— start —
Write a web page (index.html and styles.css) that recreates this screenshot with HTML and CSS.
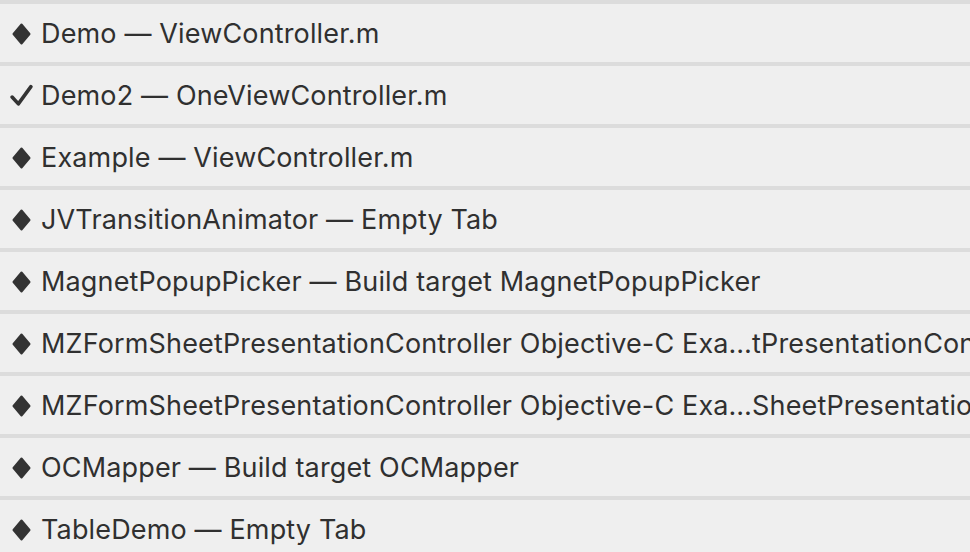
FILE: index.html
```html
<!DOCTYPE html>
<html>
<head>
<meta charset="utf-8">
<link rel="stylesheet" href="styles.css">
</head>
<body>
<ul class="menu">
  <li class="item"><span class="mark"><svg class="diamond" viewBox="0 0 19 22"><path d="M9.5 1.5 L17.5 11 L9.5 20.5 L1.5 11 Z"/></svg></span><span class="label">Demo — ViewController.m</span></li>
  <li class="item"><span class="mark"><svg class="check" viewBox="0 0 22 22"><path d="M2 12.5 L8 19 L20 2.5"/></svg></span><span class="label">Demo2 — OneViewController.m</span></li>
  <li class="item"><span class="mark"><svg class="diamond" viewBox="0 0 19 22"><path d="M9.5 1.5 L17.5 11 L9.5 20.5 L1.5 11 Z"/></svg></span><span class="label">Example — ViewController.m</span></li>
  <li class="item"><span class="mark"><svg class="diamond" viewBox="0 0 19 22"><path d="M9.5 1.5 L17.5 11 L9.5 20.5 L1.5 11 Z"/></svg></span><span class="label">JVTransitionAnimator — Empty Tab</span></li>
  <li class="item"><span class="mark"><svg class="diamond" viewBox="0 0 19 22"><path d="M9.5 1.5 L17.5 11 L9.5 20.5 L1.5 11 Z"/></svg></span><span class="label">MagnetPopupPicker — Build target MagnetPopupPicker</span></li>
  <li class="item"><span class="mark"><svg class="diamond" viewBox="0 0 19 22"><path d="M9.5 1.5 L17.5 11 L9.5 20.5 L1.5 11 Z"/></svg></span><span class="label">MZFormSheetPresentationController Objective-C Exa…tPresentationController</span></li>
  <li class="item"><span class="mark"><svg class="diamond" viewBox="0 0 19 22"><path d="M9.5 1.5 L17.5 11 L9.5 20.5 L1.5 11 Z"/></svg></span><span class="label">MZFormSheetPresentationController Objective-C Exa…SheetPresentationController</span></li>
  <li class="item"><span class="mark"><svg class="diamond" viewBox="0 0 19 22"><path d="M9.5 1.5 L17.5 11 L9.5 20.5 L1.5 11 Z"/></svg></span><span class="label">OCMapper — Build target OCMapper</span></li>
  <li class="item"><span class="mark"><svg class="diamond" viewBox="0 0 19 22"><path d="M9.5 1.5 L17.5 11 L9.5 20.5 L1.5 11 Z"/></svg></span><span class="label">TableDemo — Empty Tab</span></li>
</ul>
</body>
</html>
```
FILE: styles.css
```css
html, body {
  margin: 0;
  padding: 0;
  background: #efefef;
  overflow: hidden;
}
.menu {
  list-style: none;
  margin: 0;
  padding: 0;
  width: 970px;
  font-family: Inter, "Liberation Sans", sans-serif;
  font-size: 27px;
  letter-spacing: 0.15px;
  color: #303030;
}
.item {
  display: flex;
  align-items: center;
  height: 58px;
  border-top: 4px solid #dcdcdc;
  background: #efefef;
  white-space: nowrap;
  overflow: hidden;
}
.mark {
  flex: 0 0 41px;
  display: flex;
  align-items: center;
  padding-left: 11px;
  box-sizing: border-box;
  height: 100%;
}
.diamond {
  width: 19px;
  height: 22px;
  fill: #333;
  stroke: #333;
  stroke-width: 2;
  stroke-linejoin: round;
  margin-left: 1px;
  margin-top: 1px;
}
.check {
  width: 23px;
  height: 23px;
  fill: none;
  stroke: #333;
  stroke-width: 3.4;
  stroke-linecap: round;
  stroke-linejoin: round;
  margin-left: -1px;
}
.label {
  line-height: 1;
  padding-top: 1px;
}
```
— end —
JOB
Repeat the data in full and exactly. Omit pictures.

SOLUTION FOR THIS PROBLEM
Write a web page (index.html and styles.css) that recreates this screenshot with HTML and CSS.
FILE: index.html
```html
<!DOCTYPE html>
<html>
<head>
<meta charset="utf-8">
<link rel="stylesheet" href="styles.css">
</head>
<body>
<ul class="menu">
  <li class="item"><span class="mark"><svg class="diamond" viewBox="0 0 19 22"><path d="M9.5 1.5 L17.5 11 L9.5 20.5 L1.5 11 Z"/></svg></span><span class="label">Demo — ViewController.m</span></li>
  <li class="item"><span class="mark"><svg class="check" viewBox="0 0 22 22"><path d="M2 12.5 L8 19 L20 2.5"/></svg></span><span class="label">Demo2 — OneViewController.m</span></li>
  <li class="item"><span class="mark"><svg class="diamond" viewBox="0 0 19 22"><path d="M9.5 1.5 L17.5 11 L9.5 20.5 L1.5 11 Z"/></svg></span><span class="label">Example — ViewController.m</span></li>
  <li class="item"><span class="mark"><svg class="diamond" viewBox="0 0 19 22"><path d="M9.5 1.5 L17.5 11 L9.5 20.5 L1.5 11 Z"/></svg></span><span class="label">JVTransitionAnimator — Empty Tab</span></li>
  <li class="item"><span class="mark"><svg class="diamond" viewBox="0 0 19 22"><path d="M9.5 1.5 L17.5 11 L9.5 20.5 L1.5 11 Z"/></svg></span><span class="label">MagnetPopupPicker — Build target MagnetPopupPicker</span></li>
  <li class="item"><span class="mark"><svg class="diamond" viewBox="0 0 19 22"><path d="M9.5 1.5 L17.5 11 L9.5 20.5 L1.5 11 Z"/></svg></span><span class="label">MZFormSheetPresentationController Objective-C Exa…tPresentationController</span></li>
  <li class="item"><span class="mark"><svg class="diamond" viewBox="0 0 19 22"><path d="M9.5 1.5 L17.5 11 L9.5 20.5 L1.5 11 Z"/></svg></span><span class="label">MZFormSheetPresentationController Objective-C Exa…SheetPresentationController</span></li>
  <li class="item"><span class="mark"><svg class="diamond" viewBox="0 0 19 22"><path d="M9.5 1.5 L17.5 11 L9.5 20.5 L1.5 11 Z"/></svg></span><span class="label">OCMapper — Build target OCMapper</span></li>
  <li class="item"><span class="mark"><svg class="diamond" viewBox="0 0 19 22"><path d="M9.5 1.5 L17.5 11 L9.5 20.5 L1.5 11 Z"/></svg></span><span class="label">TableDemo — Empty Tab</span></li>
</ul>
</body>
</html>
```
FILE: styles.css
```css
html, body {
  margin: 0;
  padding: 0;
  background: #efefef;
  overflow: hidden;
}
.menu {
  list-style: none;
  margin: 0;
  padding: 0;
  width: 970px;
  font-family: Inter, "Liberation Sans", sans-serif;
  font-size: 27px;
  letter-spacing: 0.15px;
  color: #303030;
}
.item {
  display: flex;
  align-items: center;
  height: 58px;
  border-top: 4px solid #dcdcdc;
  background: #efefef;
  white-space: nowrap;
  overflow: hidden;
}
.mark {
  flex: 0 0 41px;
  display: flex;
  align-items: center;
  padding-left: 11px;
  box-sizing: border-box;
  height: 100%;
}
.diamond {
  width: 19px;
  height: 22px;
  fill: #333;
  stroke: #333;
  stroke-width: 2;
  stroke-linejoin: round;
  margin-left: 1px;
  margin-top: 1px;
}
.check {
  width: 23px;
  height: 23px;
  fill: none;
  stroke: #333;
  stroke-width: 3.4;
  stroke-linecap: round;
  stroke-linejoin: round;
  margin-left: -1px;
}
.label {
  line-height: 1;
  padding-top: 1px;
}
```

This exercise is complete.